USAID Administrator Rajiv Shah highlights highlighted foreign assistance as a key area of funding as part of the State Department's budget request for fiscal year 2016. Medha Imam/MNS

USAID Administrator Rajiv Shah highlights highlighted foreign assistance as a key area of funding as part of the State Department’s budget request for fiscal year 2016. Medha Imam/MNS

 

WASHINGTON-President Barack Obama is asking Congress for a 6 percent increase in the State Department budget — to $50.3 billion — as a way to combat increasing security threats around the world through diplomacy.

The administration wants $7 billion to respond to “immediate and extraordinary national security requirements,” including contingency operations and programs in Afghanistan, Pakistan and Iraq along with responses to the Islamic State and the crises in Syria and Ukraine, said Heather Higginbottom, deputy secretary of state for management and resources.

The president’s plan would distribute a total of $50.3 billion in funding for the State Department and the U.S. Agency for International Development in fiscal year 2016.

The proposal “makes critical investments in diplomacy and development that will secure peace and stability for the American people, strengthen the U.S. economy in global markets and support U.S. citizens in our diplomatic and development presence overseas,” Higginbottom said.

There is a rising pressure to use parts of the foreign assistance budget to help pursue counterterrorism objectives, said Thomas Carothers, vice president for studies at the Carnegie Endowment for International Peace.

Since the Sept. 11 terror attacks, the need to address security concerns has intensified. “We see this with the tremendous amount of resources that have gone to Afghanistan and Iraq over the last 10 or 12 years, and we see it continuing today with new emphasis on combatting the Islamic State,” Carothers said.

Carothers said there’s a tendency for the U.S. to prioritize current global conflicts.

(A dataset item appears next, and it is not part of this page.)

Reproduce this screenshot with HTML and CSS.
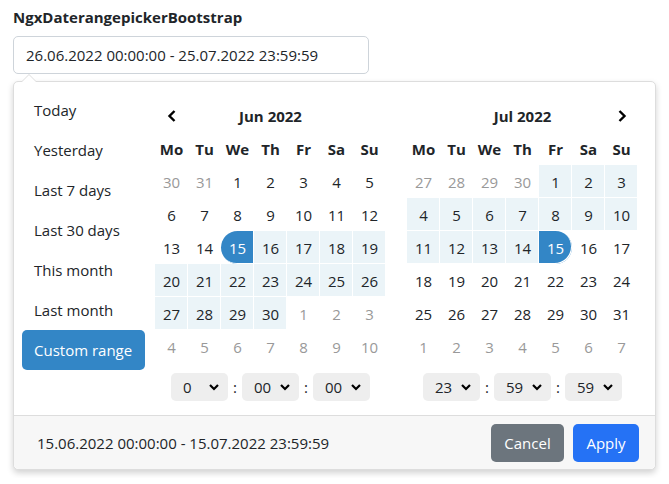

“The current budget request for 2016 reflects the fact that the administration continues to try to use foreign assistance to address some of these security concerns, which is normal,” Carothers said. “But that inevitably takes some of the resources and energy away from longer-term development work.”

USAID Administrator Rajiv Shah said fiscal 2015 was a critical year for “collective partnerships” in development that allowed the agency to “deliver clear, focused and measurable results” in science, technology and innovation.

Five years ago, public-private partnerships were just eight percent of USAID’s global investment, but last year they made up 40 percent. The 2016 budget request seeks to increase those partnerships to 46 percent.

Among the programs that have succeeded with this partnership is global health, which received $8.2 billion in funding from the foreign assistance budget.

“We’ve focused our investments to make sure we’re doing our work in a way where over time our aid and assistance isn’t necessary, where self-sufficiency can replace the need for outside assistance,” Shah said.